Crítica – Circuito 1×1: lutas e desejos | Egoísmos Líquidos
Imagem – Divulgação
Por Matheus Campos
Graduando em Letras, ator e dramaturgo
“Neguinho não lê, neguinho não vê, não crê, pra quê?
Neguinho nem quer saber
O que afinal define a vida de neguinho
Neguinho compra o jornal, neguinho fura o sinal
Nem bem nem mal, prazer
Votou, chorou, gozou: o que importa, neguinho?”
Neguinho – Gal Costa
“Vivemos tempos líquidos. Nada é para durar”
Zygmunt Bauman
Numa música repleta de críticas e provocações sobre o modo de vida que tantos e tantas neguinhos/branquinhos/amarelinhos/laranjinhas vivem, Gal Costa espeta os valores-chagas enraizados no hodierno e problematiza o quão natural esses valores-chagas são para a sociedade. Consoante a essa visão, nos deparamos com as observações do sociólogo Zygmunt Bauman em suas teses sobre os tempos líquidos, as quais ele afirma que o comportamento humano está extremamente ligado às novas práticas capitalistas de consumo.

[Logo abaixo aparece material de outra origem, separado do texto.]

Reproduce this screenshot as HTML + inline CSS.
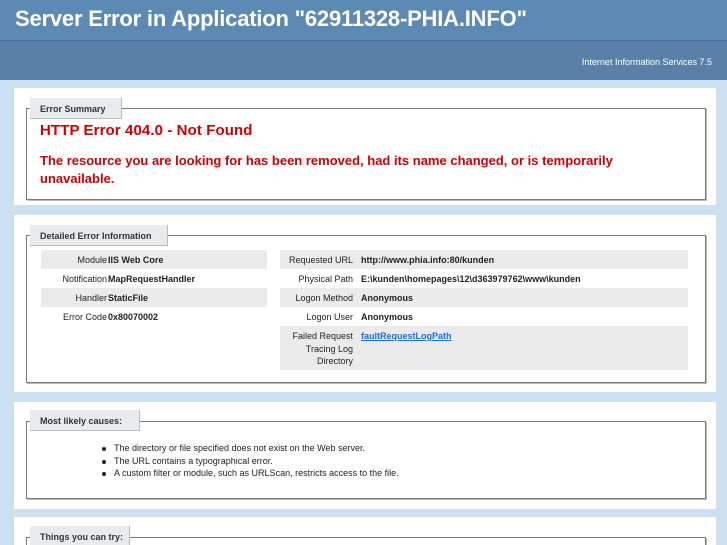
<!DOCTYPE html>
<html><head><meta charset="utf-8"><style>
*{margin:0;padding:0;box-sizing:border-box}
html,body{width:727px;height:545px;overflow:hidden}
body{background:#cbe0f0;font-family:"Liberation Sans",sans-serif;position:relative}
.a{position:absolute}
#h1{left:0;top:0;width:727px;height:41px;background:#5d89b5;border-bottom:1px solid #4a6f96}
#h1 span{position:absolute;left:15px;top:6px;color:#fff;font-size:22px;font-weight:bold;letter-spacing:-0.2px;white-space:nowrap}
#h2{left:0;top:41px;width:727px;height:39px;background:#5a80a9}
#h2 span{position:absolute;right:15px;top:16px;color:#fff;font-size:9px}
.panel{position:absolute;left:14px;width:702px;background:#fff}
.fs{position:absolute;left:26px;width:680px;border:1px solid #7a7a7a;box-shadow:1px 1px 0 #bbb}
.lg{position:absolute;left:30px;height:21px;background:#e8ebee;border-right:1px solid #bbb;border-bottom:1px solid #bbb;font-size:9px;font-weight:bold;color:#333;padding:6px 0 0 10px;white-space:nowrap}
.red{color:#cc0000;font-weight:bold;white-space:nowrap}
.row{position:absolute;height:19px;font-size:9px;color:#222;white-space:nowrap}
.g{background:#ebebeb}
.l{position:absolute;text-align:right;top:5px}
.v{position:absolute;top:5px;font-weight:bold}
ul{position:absolute;left:114px;font-size:9px;color:#222;list-style:none}
ul li{height:12.5px;position:relative;white-space:nowrap}
ul li:before{content:"";position:absolute;left:-12px;top:4px;width:4px;height:4px;border-radius:50%;background:#222}
</style></head><body>
<div id="h1" class="a"><span>Server Error in Application "62911328-PHIA.INFO"</span></div>
<div id="h2" class="a"><span>Internet Information Services 7.5</span></div>

<div class="panel" style="top:88px;height:117px"></div>
<div class="fs" style="top:108px;height:92px"></div>
<div class="lg" style="top:98px;width:92px">Error Summary</div>
<div class="a red" style="left:40px;top:122px;font-size:15px;letter-spacing:0.1px">HTTP Error 404.0 - Not Found</div>
<div class="a red" style="left:40px;top:152px;font-size:13px;line-height:18px">The resource you are looking for has been removed, had its name changed, or is temporarily<br>unavailable.</div>

<div class="panel" style="top:215px;height:177px"></div>
<div class="fs" style="top:235px;height:148px"></div>
<div class="lg" style="top:225px;width:138px">Detailed Error Information</div>
<div class="row g" style="left:41px;top:250px;width:226px"><span class="l" style="right:160px">Module</span><span class="v" style="left:67px">IIS Web Core</span></div>
<div class="row" style="left:41px;top:269px;width:226px"><span class="l" style="right:160px">Notification</span><span class="v" style="left:67px">MapRequestHandler</span></div>
<div class="row g" style="left:41px;top:288px;width:226px"><span class="l" style="right:160px">Handler</span><span class="v" style="left:67px">StaticFile</span></div>
<div class="row" style="left:41px;top:307px;width:226px"><span class="l" style="right:160px">Error Code</span><span class="v" style="left:67px">0x80070002</span></div>
<div class="row g" style="left:280px;top:250px;width:408px"><span class="l" style="right:335px">Requested URL</span><span class="v" style="left:81px">http://www.phia.info:80/kunden</span></div>
<div class="row" style="left:280px;top:269px;width:408px"><span class="l" style="right:335px">Physical Path</span><span class="v" style="left:81px">E:\kunden\homepages\12\d363979762\www\kunden</span></div>
<div class="row g" style="left:280px;top:288px;width:408px"><span class="l" style="right:335px">Logon Method</span><span class="v" style="left:81px">Anonymous</span></div>
<div class="row" style="left:280px;top:307px;width:408px"><span class="l" style="right:335px">Logon User</span><span class="v" style="left:81px">Anonymous</span></div>
<div class="row g" style="left:280px;top:326px;width:408px;height:44px"><span class="l" style="right:335px;line-height:12.7px;top:4px">Failed Request<br>Tracing Log<br>Directory</span><span style="position:absolute;left:81px;top:5px;color:#1a6ee0;text-decoration:underline;font-weight:bold">faultRequestLogPath</span></div>

<div class="panel" style="top:402px;height:107px"></div>
<div class="fs" style="top:421px;height:78px"></div>
<div class="lg" style="top:410px;width:110px">Most likely causes:</div>
<ul style="top:443px"><li>The directory or file specified does not exist on the Web server.</li><li>The URL contains a typographical error.</li><li>A custom filter or module, such as URLScan, restricts access to the file.</li></ul>

<div class="panel" style="top:517px;height:40px"></div>
<div class="fs" style="top:537px;height:30px"></div>
<div class="lg" style="top:526px;width:100px">Things you can try:</div>
</body></html>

O tempo não para e nós também não: queremos nos satisfazer agora, queremos nos satisfazer cada vez mais e mais, simplesmente queremos. E, não importa, fazemos tudo para nos satisfazer. A vida passa a ser uma obsolescência programada dos prazeres, das vontades, o hiperativo e imperativo desejo do EU subjugando as oposições e as diferenças.
Partindo dessa ideia, encontro com a performance Micro-circuito 1×1: lutas e desejos, de Matheus Machado, no dia 08 de novembro de 2019, na XII Semana de Cênicas (UFPE). Uma atividade performativa que se apresenta como o nome indica; um circuito, dividido em três salas; em cada sala, um performer e apenas uma pessoa por vez poderia participar da ação performativa. Ao invés de lançar narrativas sobre a performance, prioritariamente me debruço no turbilhão de sensações e pensamentos provocados durante e depois do processo. Ele perpassa e atravessa o âmago de quem participa, provocando a não-existência de um espectador estátil, mas um espectador-performer.
Ao se despertar diferentes habilidades sensoriais com sons, gostos, texturas, cores e cheiros, surgem provocações em todos os “eus” existentes no espaço. Desconfortos e conflitos são gerados. Memórias transcorrem e transbordam pelos corpos; vontades e desejos se confrontavam. O processo se apresenta literal e simbolicamente individualista. Mas, até onde (e quando) os desejos do meu eu interferem no outro? E quando (e até onde), conscientemente, permito essa interferência?
Por ser individual, o “eu” inicialmente era o centro de tudo: egoísmo, egocentrismo e subjugação eram as palavras imperiosas no início da participação. Entretanto, com o tempo, tudo se transforma em uma relação de troca entre os presentes na sala: olhares se trocavam, vontades se impunham e se desfaziam; era um ciclo inicialmente interesseiro, dependente. Com o tempo, os corpos na sala estavam afetados, cansados e doentes por tantas brigas de interesse. O cansaço e as dores nos olhares descortinam o desconhecido no outro; máscaras literais e não literais se desfizeram; por trás de cada ânsia e loucura desenfreada havia medo, dor, vazios inexplicáveis. Mas, todos os desejos se tornaram um só: empatia.
Havia reflexos de nossas ações no outro, haviam indícios de medo, havia algo em comum que nos motivava e nos fazia sentir que, no fundo, apesar de tudo, apesar de todas as mazelas do mundo, somos um só. Havia ali um latente pulsar de corações e gritos de socorro exprimidos pelo olhar, por pessoas aprisionadas em gaiolas sociais. Ao final da performance tudo era trêmulo, líquido e a velocidade das coisas ao redor me assustavam. Mas, eu ainda estava sensível ao mundo, sensível às lutas de interesse/desejo, ainda estava sensível a mim e uma pergunta reverberava por minhas estruturas: O que eu quero de verdade?